━━ Listed entries ━━
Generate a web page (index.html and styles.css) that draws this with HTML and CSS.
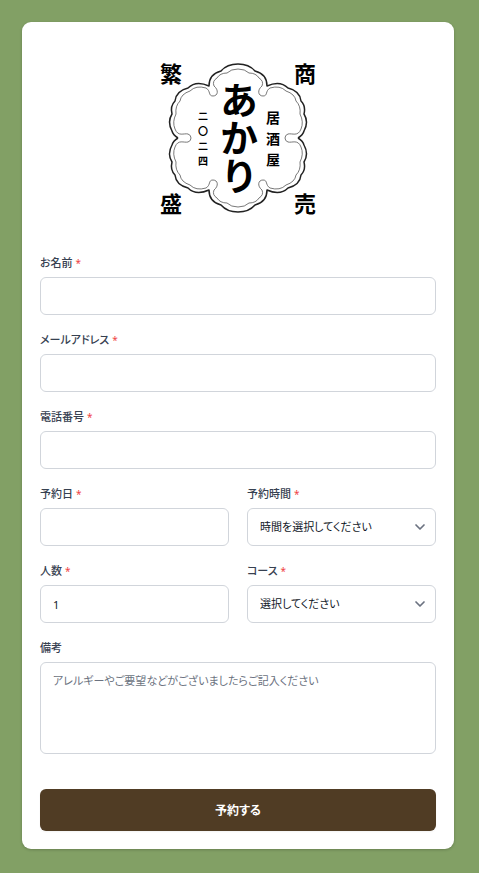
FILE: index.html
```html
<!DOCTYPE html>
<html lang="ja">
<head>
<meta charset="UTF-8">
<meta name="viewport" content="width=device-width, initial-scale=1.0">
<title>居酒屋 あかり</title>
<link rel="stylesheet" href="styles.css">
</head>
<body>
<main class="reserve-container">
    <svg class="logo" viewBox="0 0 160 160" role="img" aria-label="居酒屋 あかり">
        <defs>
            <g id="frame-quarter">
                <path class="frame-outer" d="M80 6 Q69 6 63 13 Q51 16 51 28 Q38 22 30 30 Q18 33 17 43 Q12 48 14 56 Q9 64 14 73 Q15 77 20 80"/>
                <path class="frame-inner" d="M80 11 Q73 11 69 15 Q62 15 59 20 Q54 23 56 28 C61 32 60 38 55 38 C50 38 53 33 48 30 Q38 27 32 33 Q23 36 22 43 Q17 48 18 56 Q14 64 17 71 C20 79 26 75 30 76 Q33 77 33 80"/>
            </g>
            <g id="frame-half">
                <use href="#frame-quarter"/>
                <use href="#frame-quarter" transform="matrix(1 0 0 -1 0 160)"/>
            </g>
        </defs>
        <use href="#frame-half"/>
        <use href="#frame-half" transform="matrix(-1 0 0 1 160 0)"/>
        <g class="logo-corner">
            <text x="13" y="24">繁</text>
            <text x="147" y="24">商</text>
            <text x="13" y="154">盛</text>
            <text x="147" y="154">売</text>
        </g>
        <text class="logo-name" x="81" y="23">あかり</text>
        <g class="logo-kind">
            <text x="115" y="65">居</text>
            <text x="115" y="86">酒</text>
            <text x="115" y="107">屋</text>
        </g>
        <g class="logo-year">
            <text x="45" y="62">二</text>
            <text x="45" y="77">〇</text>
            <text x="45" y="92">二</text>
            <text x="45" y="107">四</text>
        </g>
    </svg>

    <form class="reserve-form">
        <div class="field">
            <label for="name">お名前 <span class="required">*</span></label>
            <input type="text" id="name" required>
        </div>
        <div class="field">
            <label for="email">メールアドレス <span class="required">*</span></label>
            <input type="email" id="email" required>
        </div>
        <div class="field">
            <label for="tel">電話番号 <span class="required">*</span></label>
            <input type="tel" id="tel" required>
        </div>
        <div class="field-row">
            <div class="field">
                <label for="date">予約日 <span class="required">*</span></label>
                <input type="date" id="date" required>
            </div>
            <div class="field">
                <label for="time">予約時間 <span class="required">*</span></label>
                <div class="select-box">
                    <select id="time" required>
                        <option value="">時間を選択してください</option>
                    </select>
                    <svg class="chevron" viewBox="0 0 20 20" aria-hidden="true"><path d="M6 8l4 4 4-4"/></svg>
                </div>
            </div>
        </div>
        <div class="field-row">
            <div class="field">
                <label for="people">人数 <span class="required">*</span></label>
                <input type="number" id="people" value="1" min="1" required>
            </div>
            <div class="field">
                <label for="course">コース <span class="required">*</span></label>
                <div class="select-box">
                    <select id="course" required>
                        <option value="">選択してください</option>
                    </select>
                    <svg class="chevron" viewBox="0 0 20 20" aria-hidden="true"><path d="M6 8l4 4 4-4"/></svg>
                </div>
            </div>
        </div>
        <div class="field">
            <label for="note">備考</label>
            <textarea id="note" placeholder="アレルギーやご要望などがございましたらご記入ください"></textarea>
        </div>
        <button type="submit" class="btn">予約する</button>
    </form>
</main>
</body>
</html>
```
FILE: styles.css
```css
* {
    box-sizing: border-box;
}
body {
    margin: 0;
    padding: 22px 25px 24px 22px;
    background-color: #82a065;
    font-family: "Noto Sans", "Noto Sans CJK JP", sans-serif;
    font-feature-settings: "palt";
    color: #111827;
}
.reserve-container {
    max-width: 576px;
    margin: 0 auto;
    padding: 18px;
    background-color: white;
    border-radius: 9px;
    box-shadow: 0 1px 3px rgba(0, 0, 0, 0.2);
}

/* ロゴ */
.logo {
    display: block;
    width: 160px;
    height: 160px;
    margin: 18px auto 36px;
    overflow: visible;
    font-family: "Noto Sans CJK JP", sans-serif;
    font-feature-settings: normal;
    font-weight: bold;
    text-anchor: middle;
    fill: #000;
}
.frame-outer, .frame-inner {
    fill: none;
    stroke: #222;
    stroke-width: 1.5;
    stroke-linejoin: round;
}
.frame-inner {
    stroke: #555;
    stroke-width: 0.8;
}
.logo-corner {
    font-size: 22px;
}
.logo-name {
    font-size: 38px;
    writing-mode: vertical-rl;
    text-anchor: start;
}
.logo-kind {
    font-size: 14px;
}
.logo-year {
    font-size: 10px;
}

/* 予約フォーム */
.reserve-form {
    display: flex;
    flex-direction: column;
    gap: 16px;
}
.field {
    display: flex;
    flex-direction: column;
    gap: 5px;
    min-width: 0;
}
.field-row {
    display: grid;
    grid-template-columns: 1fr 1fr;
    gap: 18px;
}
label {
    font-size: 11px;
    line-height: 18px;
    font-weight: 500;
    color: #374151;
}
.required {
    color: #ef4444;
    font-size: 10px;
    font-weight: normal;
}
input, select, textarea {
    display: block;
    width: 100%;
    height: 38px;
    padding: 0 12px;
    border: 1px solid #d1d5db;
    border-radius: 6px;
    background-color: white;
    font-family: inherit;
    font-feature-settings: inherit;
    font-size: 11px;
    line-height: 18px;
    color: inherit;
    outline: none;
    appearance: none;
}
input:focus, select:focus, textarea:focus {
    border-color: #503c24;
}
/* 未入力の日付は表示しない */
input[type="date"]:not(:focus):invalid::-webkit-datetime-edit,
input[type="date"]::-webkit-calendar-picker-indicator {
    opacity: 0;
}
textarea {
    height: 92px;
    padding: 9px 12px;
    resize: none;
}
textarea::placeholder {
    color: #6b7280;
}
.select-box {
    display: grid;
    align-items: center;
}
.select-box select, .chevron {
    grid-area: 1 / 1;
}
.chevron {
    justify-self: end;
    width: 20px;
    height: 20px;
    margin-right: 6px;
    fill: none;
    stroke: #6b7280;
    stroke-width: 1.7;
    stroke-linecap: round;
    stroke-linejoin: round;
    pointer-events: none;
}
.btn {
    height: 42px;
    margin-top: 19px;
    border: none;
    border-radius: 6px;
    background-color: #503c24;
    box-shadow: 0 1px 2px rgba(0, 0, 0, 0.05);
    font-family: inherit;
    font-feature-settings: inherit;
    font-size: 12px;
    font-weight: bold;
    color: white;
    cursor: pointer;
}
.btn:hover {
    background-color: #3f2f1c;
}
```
━━━
━━ Listed entries ━━
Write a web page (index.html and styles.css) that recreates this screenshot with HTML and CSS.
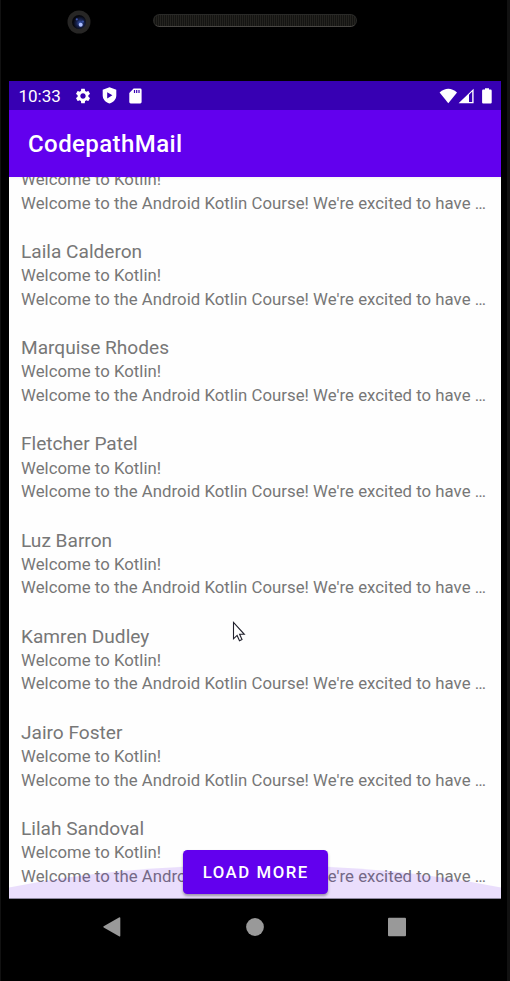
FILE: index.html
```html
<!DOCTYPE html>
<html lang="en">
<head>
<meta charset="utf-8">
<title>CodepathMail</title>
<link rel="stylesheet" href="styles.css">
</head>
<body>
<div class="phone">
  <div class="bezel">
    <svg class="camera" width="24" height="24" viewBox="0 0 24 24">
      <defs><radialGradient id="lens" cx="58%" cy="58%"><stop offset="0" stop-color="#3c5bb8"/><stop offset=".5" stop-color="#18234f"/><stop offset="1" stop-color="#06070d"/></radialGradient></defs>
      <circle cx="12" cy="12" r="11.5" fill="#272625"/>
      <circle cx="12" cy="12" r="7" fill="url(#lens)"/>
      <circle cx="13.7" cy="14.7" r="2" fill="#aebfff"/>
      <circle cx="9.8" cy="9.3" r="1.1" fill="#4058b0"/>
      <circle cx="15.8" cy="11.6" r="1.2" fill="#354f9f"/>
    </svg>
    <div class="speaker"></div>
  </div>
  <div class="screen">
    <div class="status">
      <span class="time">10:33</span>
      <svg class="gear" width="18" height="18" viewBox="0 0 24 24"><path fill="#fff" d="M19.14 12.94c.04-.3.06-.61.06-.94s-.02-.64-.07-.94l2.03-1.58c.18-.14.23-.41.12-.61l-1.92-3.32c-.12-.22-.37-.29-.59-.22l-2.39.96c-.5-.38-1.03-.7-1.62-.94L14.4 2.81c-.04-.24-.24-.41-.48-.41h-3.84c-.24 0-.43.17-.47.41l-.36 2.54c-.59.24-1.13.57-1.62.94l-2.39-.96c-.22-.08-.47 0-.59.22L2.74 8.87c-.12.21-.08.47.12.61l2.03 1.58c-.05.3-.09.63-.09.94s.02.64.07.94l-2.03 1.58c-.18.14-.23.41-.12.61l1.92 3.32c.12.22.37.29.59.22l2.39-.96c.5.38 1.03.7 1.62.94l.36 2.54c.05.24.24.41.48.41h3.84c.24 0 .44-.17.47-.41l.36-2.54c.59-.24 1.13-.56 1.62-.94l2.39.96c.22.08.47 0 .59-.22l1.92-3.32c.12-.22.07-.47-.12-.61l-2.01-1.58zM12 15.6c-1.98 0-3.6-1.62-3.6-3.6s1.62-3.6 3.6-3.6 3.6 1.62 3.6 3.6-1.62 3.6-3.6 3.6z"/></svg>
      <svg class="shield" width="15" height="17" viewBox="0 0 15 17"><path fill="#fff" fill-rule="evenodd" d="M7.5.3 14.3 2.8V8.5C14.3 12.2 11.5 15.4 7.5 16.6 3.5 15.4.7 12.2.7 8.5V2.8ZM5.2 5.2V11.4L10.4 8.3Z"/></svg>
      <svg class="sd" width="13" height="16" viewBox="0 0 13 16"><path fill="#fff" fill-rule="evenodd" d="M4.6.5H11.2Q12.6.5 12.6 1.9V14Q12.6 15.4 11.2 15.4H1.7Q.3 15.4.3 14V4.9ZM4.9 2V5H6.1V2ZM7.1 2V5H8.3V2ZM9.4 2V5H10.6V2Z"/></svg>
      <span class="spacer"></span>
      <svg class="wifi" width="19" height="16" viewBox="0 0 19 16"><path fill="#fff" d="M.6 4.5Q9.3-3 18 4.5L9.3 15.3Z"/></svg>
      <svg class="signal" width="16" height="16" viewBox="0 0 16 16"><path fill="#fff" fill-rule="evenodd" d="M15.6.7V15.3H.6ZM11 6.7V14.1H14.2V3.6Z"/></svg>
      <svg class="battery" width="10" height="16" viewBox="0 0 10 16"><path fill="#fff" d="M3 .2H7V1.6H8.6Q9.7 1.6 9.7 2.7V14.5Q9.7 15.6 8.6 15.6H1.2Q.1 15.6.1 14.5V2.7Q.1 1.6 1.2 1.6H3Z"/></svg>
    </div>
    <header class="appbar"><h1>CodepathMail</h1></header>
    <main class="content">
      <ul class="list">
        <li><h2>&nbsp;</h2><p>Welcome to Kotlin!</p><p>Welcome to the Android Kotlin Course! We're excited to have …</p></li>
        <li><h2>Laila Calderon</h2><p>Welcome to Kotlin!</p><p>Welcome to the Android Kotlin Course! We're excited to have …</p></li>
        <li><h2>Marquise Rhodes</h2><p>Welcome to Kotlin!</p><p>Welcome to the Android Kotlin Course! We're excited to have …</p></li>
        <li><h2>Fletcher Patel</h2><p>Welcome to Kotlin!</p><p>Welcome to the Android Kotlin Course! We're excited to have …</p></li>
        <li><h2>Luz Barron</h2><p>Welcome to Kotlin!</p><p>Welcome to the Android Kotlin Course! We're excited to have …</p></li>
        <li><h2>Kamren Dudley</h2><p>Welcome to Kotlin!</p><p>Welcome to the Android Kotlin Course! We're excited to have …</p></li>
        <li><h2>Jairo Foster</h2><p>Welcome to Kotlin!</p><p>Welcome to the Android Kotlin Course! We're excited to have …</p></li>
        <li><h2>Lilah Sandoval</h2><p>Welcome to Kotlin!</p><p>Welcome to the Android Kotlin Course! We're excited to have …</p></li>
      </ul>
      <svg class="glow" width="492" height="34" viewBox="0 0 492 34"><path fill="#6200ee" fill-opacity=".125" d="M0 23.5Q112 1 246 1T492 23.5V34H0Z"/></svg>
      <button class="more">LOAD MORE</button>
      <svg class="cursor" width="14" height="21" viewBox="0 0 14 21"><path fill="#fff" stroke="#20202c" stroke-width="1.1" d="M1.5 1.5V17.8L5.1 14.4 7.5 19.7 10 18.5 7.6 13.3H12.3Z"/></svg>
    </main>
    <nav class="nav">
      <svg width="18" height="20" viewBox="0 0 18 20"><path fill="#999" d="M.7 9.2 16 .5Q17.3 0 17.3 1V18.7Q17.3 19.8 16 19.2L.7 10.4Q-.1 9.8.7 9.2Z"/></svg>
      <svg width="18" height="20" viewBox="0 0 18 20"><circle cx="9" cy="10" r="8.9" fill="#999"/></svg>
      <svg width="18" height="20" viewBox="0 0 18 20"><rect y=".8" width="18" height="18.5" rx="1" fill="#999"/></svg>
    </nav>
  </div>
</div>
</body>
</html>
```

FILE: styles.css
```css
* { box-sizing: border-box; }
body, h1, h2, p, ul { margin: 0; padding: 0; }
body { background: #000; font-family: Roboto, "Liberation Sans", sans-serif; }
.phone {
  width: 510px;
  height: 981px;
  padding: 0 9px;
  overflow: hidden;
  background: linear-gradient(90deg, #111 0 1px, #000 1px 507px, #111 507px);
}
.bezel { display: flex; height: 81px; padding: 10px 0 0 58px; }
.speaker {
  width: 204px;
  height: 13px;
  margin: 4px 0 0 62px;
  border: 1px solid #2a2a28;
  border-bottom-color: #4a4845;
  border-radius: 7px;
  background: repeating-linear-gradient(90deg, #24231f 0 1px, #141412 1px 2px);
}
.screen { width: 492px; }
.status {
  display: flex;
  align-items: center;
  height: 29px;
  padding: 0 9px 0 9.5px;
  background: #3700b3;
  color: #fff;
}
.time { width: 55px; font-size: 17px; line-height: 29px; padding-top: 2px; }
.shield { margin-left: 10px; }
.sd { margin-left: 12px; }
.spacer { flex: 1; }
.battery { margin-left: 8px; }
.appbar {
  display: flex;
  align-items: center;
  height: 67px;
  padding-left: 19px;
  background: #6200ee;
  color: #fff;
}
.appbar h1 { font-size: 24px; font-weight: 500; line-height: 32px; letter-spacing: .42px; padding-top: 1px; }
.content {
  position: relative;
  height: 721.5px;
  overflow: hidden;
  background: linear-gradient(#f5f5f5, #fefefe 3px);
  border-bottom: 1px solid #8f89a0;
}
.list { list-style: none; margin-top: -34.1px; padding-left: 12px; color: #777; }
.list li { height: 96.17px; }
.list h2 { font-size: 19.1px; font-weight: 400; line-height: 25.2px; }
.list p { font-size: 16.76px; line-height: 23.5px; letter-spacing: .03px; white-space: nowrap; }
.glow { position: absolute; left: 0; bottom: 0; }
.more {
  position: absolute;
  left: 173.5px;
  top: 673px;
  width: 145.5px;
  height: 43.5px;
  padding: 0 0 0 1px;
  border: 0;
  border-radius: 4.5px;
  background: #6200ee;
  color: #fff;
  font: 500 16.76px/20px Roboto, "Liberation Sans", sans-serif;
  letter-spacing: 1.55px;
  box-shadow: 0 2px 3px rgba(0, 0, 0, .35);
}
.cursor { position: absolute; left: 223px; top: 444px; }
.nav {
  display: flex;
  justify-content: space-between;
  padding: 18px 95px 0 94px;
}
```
━━━
▸ Stated task:
Go through the listing above and list every line that has the word "page".

▸ Task answer:
Generate a web page (index.html and styles.css) that draws this with HTML and CSS.
Write a web page (index.html and styles.css) that recreates this screenshot with HTML and CSS.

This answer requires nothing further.